The Institute of Medicine (IOM) Committee on Strengthening Core Elements of Regulatory Systems in Developing Countries recently issued a report entitled “Ensuring Safe Foods and Medical Products Through Stronger Regulatory Systems Abroad.” This 300-page-long report begins by noting that most of the active ingredients in the medications we take—perhaps up to 80 percent—come from foreign sources, including  low- and middle-income countries with less stringent regulatory requirements than those in place in the United States. Similarly, much of the food we eat comes from other countries, and its safety is also affected by regulatory deficits.

Given the large proportion of foods and drugs that come from foreign sources, Congress has required the Food and Drug Administration (FDA) to conduct more inspections. Weak regulatory systems in developing countries make it difficult for the FDA to monitor product safety, however, since it is only able to inspect a small proportion of foreign manufacturers. The IOM was thus commissioned by the FDA to “identify the core elements of food, drug, medical product, and biologics regulatory systems in developing countries; to identify the main gaps in these systems; and to design a strategy the FDA and other stakeholders can use to strengthen food and medical products regulatory systems abroad.”

The daunting task of incentivizing and helping foreign countries bolster their regulatory systems is laid out over the course of 300-plus pages in the previously referenced IOM report, which outlines core elements of successful regulatory systems, critical issues in developing countries that affect food and medical product safety, and strategies for bridging gaps in food and medical product safety systems in developing countries.

Given our solid basic infrastructure and stringent regulation of food and drugs in the United States, we may fail to consider problems that commonly affect developing countries. However, the IOM report brings to light problems such as:  

  • Difficulty controlling supply chain due to lack of proper refrigeration, lack of pest control, and lack of basic sanitation
  • The absence of laws governing product safety, poor or inconsistently written laws, or no enforcement of laws
  • Virtually non-existent product liability laws
  • Corruption among government regulators
  • Poor or nonexistent product safety surveillance systems
  • Lack of information technology to facilitate communication among agencies

The IOM report suggests that gaps in foreign food and medical product safety systems can be bridged through emphasis on “public health, market incentives, risk-based investments, and international coordination,” including, for example:

  • The encouragement of international and intergovernmental organizations to invest in strengthening the capacity of regulatory systems in developing countries
  • Engaging in open and regular discussions to exchange expert scientific and technical information
  • Working with strongly regulated agencies abroad to share inspection reports
  • Training regulators in developing countries
  • Ensuring an adequate mix of incentives to importers of food and medical products that meet U.S. regulatory standards

The recommendations contained in the IOM report are intended to span the next 10 years. The IOM report concludes “it has become clear that the FDA needs to refocus resources and attention to modern threats to the food and medical product supply. This will probably require rebalancing programs to give more attention to foreign producers and suppliers.”

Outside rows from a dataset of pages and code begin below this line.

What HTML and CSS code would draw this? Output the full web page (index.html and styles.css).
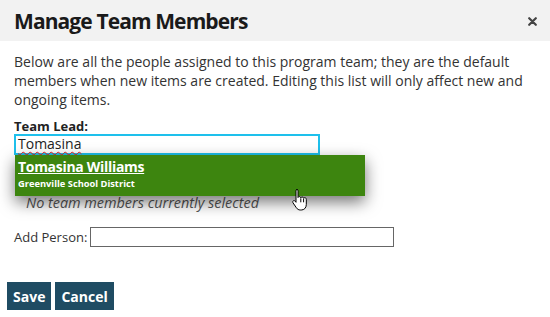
FILE: index.html
```html
<!DOCTYPE html>
<html>
	<head>
		<meta charset="UTF-8">
		<title>Manage Team Members</title>
		<link rel="stylesheet" href="styles.css">
	</head>
	<body>
		<div class="dialog">
			<div class="dialog_head">
				<h1>Manage Team Members</h1>
				<svg class="close" width="9" height="9" viewBox="0 0 9 9">
					<path d="M1.2 1.2l6.6 6.6M7.8 1.2L1.2 7.8" stroke="#444" stroke-width="2.2" stroke-linecap="round"/>
				</svg>
			</div>
			<div class="dialog_body">
				<p class="intro">Below are all the people assigned to this program team; they are the default members when new items are created. Editing this list will only affect new and ongoing items.</p>
				<div class="lead_box">
					<label class="lead_label">Team Lead:</label>
					<div class="lead_input"><span class="misspelled">Tomasina</span></div>
					<div class="suggest">
						<a class="suggest_name">Tomasina Williams</a>
						<span class="suggest_org">Greenville School District</span>
					</div>
					<svg class="cursor" width="16" height="24" viewBox="0 0 16 24">
						<path d="M4.5 1.5c1 0 1.5.7 1.5 1.6v6.4c.3-.6.8-.9 1.4-.9.8 0 1.3.5 1.4 1.2.3-.5.8-.8 1.4-.8.8 0 1.3.6 1.4 1.3.3-.4.7-.6 1.2-.6.9 0 1.5.7 1.5 1.7v5.2c0 3.2-2.1 5.4-5 5.4H8.4c-1.8 0-3-.8-4-2.2L1 14.8c-.5-.8-.3-1.6.3-2 .6-.4 1.4-.2 1.9.4l.8 1.1V3.1c0-.9.5-1.6 1.5-1.6z" fill="#fff" stroke="#000" stroke-width="1"/>
						<path d="M8.8 10.3v4M11.6 10.8v3.5" stroke="#000" stroke-width="1"/>
					</svg>
				</div>
				<p class="empty">No team members currently selected</p>
				<div class="add_box">
					<label for="add">Add Person:</label>
					<input type="text" id="add" class="add_input">
				</div>
				<div class="buttons">
					<button class="button">Save</button>
					<button class="button">Cancel</button>
				</div>
			</div>
		</div>
	</body>
</html>
```

FILE: styles.css
```css
body {
	margin: 0;
	font-family: "Open Sans", "DejaVu Sans", sans-serif;
	color: #333;
	background: #fff;
}

.dialog_head {
	display: flex;
	align-items: center;
	justify-content: space-between;
	height: 41px;
	padding: 0 13px 0 14px;
	background-color: #f2f2f2;
}

.dialog_head h1 {
	margin: 0;
	font-size: 21px;
	font-weight: bold;
	letter-spacing: -0.9px;
	color: #1a1a1a;
}

.close {
	display: block;
	margin-top: 1px;
}

.dialog_body {
	padding: 11px 14px 0 14px;
}

.intro {
	margin: 0;
	font-size: 14px;
	line-height: 19px;
}

.lead_box {
	position: relative;
	margin-top: 9px;
}

.lead_label {
	display: block;
	font-size: 13px;
	font-weight: bold;
	color: #222;
	line-height: 16px;
}

.lead_input {
	box-sizing: border-box;
	width: 306px;
	height: 21px;
	padding: 0 2px;
	border: 2px solid #1ec0ec;
	font-size: 14px;
	line-height: 16px;
	color: #222;
}

.misspelled {
	text-decoration-line: underline;
	text-decoration-style: wavy;
	text-decoration-color: #e02020;
	text-decoration-thickness: 1px;
	text-underline-offset: 2px;
}

.suggest {
	position: absolute;
	top: 37px;
	left: 1px;
	width: 350px;
	height: 41px;
	padding: 2px 3px;
	box-sizing: border-box;
	background-color: #3d850f;
	color: #fff;
	box-shadow: 0 6px 16px rgba(0, 0, 0, 0.55);
	z-index: 2;
}

.suggest_name {
	display: block;
	font-size: 14px;
	font-weight: bold;
	letter-spacing: -0.3px;
	line-height: 20px;
	text-decoration: underline;
}

.suggest_org {
	display: block;
	font-size: 9.3px;
	font-weight: bold;
	line-height: 14px;
}

.cursor {
	position: absolute;
	top: 70px;
	left: 278px;
	z-index: 3;
}

.empty {
	margin: 38px 0 0 12px;
	font-size: 14.4px;
	font-style: italic;
	color: #555;
	line-height: 19px;
}

.add_box {
	display: flex;
	align-items: center;
	margin-top: 15px;
	font-size: 13px;
	color: #333;
}

.add_box label {
	margin-right: 3px;
}

.add_input {
	box-sizing: border-box;
	width: 304px;
	height: 20px;
	padding: 2px;
	border: 1px solid #666;
	outline: none;
}

.buttons {
	display: flex;
	gap: 4px;
	margin: 35px 0 0 -7px;
}

.button {
	height: 28px;
	padding: 0 6px;
	border: none;
	background-color: #1f4c63;
	color: #fff;
	font-family: "Open Sans", "DejaVu Sans", sans-serif;
	font-size: 14px;
	font-weight: bold;
}
```
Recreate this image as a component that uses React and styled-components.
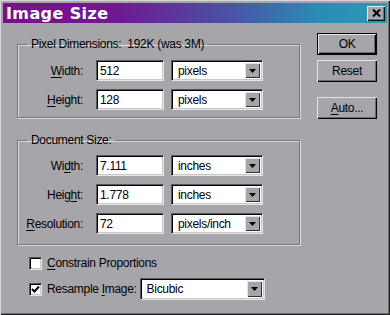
import React from "react";
import styled, { createGlobalStyle } from "styled-components";

const Global = createGlobalStyle`
  html, body {
    margin: 0;
    padding: 0;
    background: #a6a6aa;
  }
  * {
    box-sizing: border-box;
  }
`;

const Window = styled.div`
  width: 390px;
  height: 315px;
  background: #a6a6aa;
  font-family: "Liberation Sans", Arial, sans-serif;
  font-size: 12px;
  letter-spacing: -0.3px;
  color: #000;
  padding: 3px;
  box-shadow: inset 1px 1px 0 #d8d8dc, inset -1px -1px 0 #1e1e1e,
    inset -2px -2px 0 #6e6e72;
  overflow: hidden;
`;

const TitleBar = styled.div`
  height: 20px;
  display: flex;
  align-items: center;
  justify-content: space-between;
  padding: 0 2px 0 3px;
  background: linear-gradient(90deg, #7a1087 0%, #701894 30%, #4c50a6 58%, #2a8cb4 82%, #2a9ab8 100%);
`;

const Title = styled.span`
  font-family: "DejaVu Sans", Verdana, sans-serif;
  font-weight: bold;
  font-size: 16px;
  color: #fff;
  letter-spacing: 0.4px;
`;

const CloseButton = styled.div`
  width: 18px;
  height: 15px;
  background: #a6a6aa;
  box-shadow: inset 1px 1px 0 #e8e8ec, inset -1px -1px 0 #101010,
    inset -2px -2px 0 #707074;
  display: flex;
  align-items: center;
  justify-content: center;
`;

const Body = styled.div`
  display: flex;
  padding: 14px 0 0 14px;
`;

const LeftColumn = styled.div`
  width: 283px;
  display: flex;
  flex-direction: column;
`;

const Group = styled.fieldset`
  margin: 0 0 ${(p) => p.$gap || 0}px;
  padding: ${(p) => p.$pad};
  border: 1px solid #77777b;
  box-shadow: inset 1px 1px 0 #dcdce0, 1px 1px 0 #dcdce0;
  display: flex;
  flex-direction: column;
  gap: 8px;
  min-width: 0;
`;

const Legend = styled.legend`
  margin-left: 6px;
  padding: 0 3px 0 4px;
  white-space: pre;
  line-height: 14px;
`;

const Row = styled.div`
  display: flex;
  align-items: center;
  height: 21px;
`;

const Label = styled.label`
  width: 62px;
  text-align: right;
  margin-right: 13px;
  white-space: nowrap;
`;

const Key = styled.span`
  text-decoration: underline;
  text-underline-offset: 2px;
`;

const TextBox = styled.div`
  width: 68px;
  height: 21px;
  background: #fff;
  border: 1px solid;
  border-color: #58585c #e6e6ea #e6e6ea #58585c;
  box-shadow: inset 1px 1px 0 #000, inset -1px -1px 0 #c8c8cc;
  padding: 3px 0 0 3px;
  line-height: 14px;
  margin-right: 7px;
`;

const Select = styled.div`
  width: ${(p) => p.$width || 92}px;
  height: ${(p) => p.$height || 21}px;
  background: #fff;
  border: 1px solid;
  border-color: #58585c #e6e6ea #e6e6ea #58585c;
  box-shadow: inset 1px 1px 0 #000, inset -1px -1px 0 #c8c8cc;
  display: flex;
  align-items: stretch;
  padding: 2px;
`;

const SelectValue = styled.div`
  flex: 1;
  display: flex;
  align-items: center;
  padding-left: 4px;
`;

const ArrowButton = styled.div`
  width: 15px;
  background: #a6a6aa;
  box-shadow: inset 1px 1px 0 #e4e4e8, inset -1px -1px 0 #303034;
  display: flex;
  align-items: center;
  justify-content: center;
`;

const CheckRow = styled.div`
  display: flex;
  align-items: center;
  height: ${(p) => p.$height}px;
  padding-left: 12px;
  margin-top: ${(p) => p.$top || 0}px;
`;

const CheckBox = styled.div`
  width: 13px;
  height: 13px;
  background: #fff;
  border: 1px solid;
  border-color: #58585c #e6e6ea #e6e6ea #58585c;
  box-shadow: inset 1px 1px 0 #000, inset -1px -1px 0 #c8c8cc;
  margin-right: 5px;
  display: flex;
  align-items: center;
  justify-content: center;
`;

const CheckLabel = styled.span`
  margin-right: 3px;
`;

const RightColumn = styled.div`
  margin-left: 17px;
  display: flex;
  flex-direction: column;
  width: 60px;
`;

const Button = styled.div`
  height: 22px;
  display: flex;
  align-items: center;
  justify-content: center;
  background: #a6a6aa;
  margin-top: ${(p) => p.$top || 0}px;
  border: ${(p) => (p.$default ? "1px solid #000" : "0")};
  box-shadow: inset 1px 1px 0 #e4e4e8, inset -1px -1px 0 #000,
    inset -2px -2px 0 #6a6a6e;
`;

const Arrow = () => (
  <svg width="7" height="4" viewBox="0 0 7 4">
    <path d="M0 0h7L3.5 4z" fill="#000" />
  </svg>
);

function Field({ label, keyIndex, value, unit }) {
  return (
    <Row>
      <Label>
        {label.slice(0, keyIndex)}
        <Key>{label[keyIndex]}</Key>
        {label.slice(keyIndex + 1)}
      </Label>
      <TextBox>{value}</TextBox>
      <Select>
        <SelectValue>{unit}</SelectValue>
        <ArrowButton>
          <Arrow />
        </ArrowButton>
      </Select>
    </Row>
  );
}

export default function App() {
  return (
    <Window>
      <Global />
      <TitleBar>
        <Title>Image Size</Title>
        <CloseButton>
          <svg width="9" height="8" viewBox="0 0 9 8">
            <path d="M1 0.5l7 7M8 0.5l-7 7" stroke="#000" strokeWidth="2" />
          </svg>
        </CloseButton>
      </TitleBar>
      <Body>
        <LeftColumn>
          <Group $pad="9px 4px 7px 3px" $gap={15}>
            <Legend>Pixel Dimensions:  192K (was 3M)</Legend>
            <Field label="Width:" keyIndex={0} value="512" unit="pixels" />
            <Field label="Height:" keyIndex={0} value="128" unit="pixels" />
          </Group>
          <Group $pad="8px 4px 10px 3px">
            <Legend>Document Size:</Legend>
            <Field label="Width:" keyIndex={2} value="7.111" unit="inches" />
            <Field label="Height:" keyIndex={4} value="1.778" unit="inches" />
            <Field label="Resolution:" keyIndex={0} value="72" unit="pixels/inch" />
          </Group>
          <CheckRow $height={14} $top={11}>
            <CheckBox />
            <CheckLabel>
              <Key>C</Key>onstrain Proportions
            </CheckLabel>
          </CheckRow>
          <CheckRow $height={22} $top={8}>
            <CheckBox>
              <svg width="9" height="9" viewBox="0 0 9 9">
                <path d="M1 4l2.5 2.5L8 1.5" stroke="#000" strokeWidth="2" fill="none" />
              </svg>
            </CheckBox>
            <CheckLabel>
              Resample <Key>I</Key>mage:
            </CheckLabel>
            <Select $width={125} $height={22}>
              <SelectValue>Bicubic</SelectValue>
              <ArrowButton>
                <Arrow />
              </ArrowButton>
            </Select>
          </CheckRow>
        </LeftColumn>
        <RightColumn>
          <Button $default $top={-4}>OK</Button>
          <Button $top={5}>Reset</Button>
          <Button $top={15}>
            <span>
              <Key>A</Key>uto...
            </span>
          </Button>
        </RightColumn>
      </Body>
    </Window>
  );
}
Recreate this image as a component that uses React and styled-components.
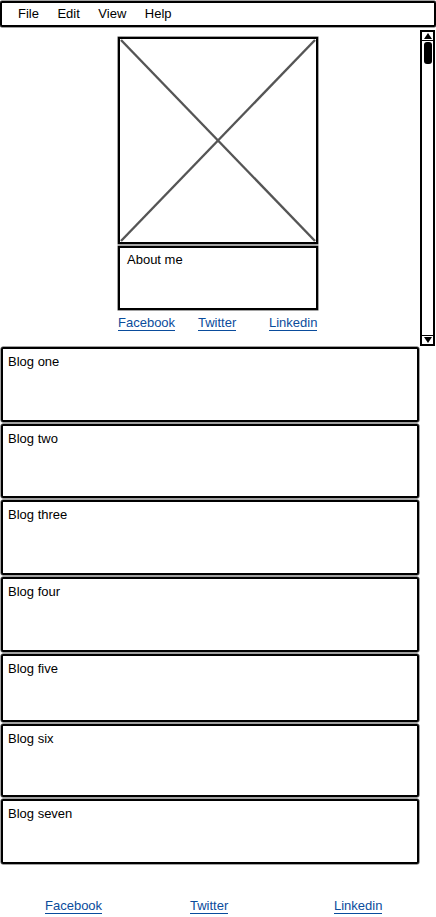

Practically speaking, although it is difficult to say how this will affect industry, some of IOM’s shorter-term goals, including the application of current food-tracing requirements to medicines, biologics, and even medical devices, and providing incentives to firms that thoroughly trace their products, suggests that supply chain tracing may be of increased importance over the next three to five years. We also anticipate that importers may face more inspections and possibly sampling and detentions based on the FDA’s establishment of risk.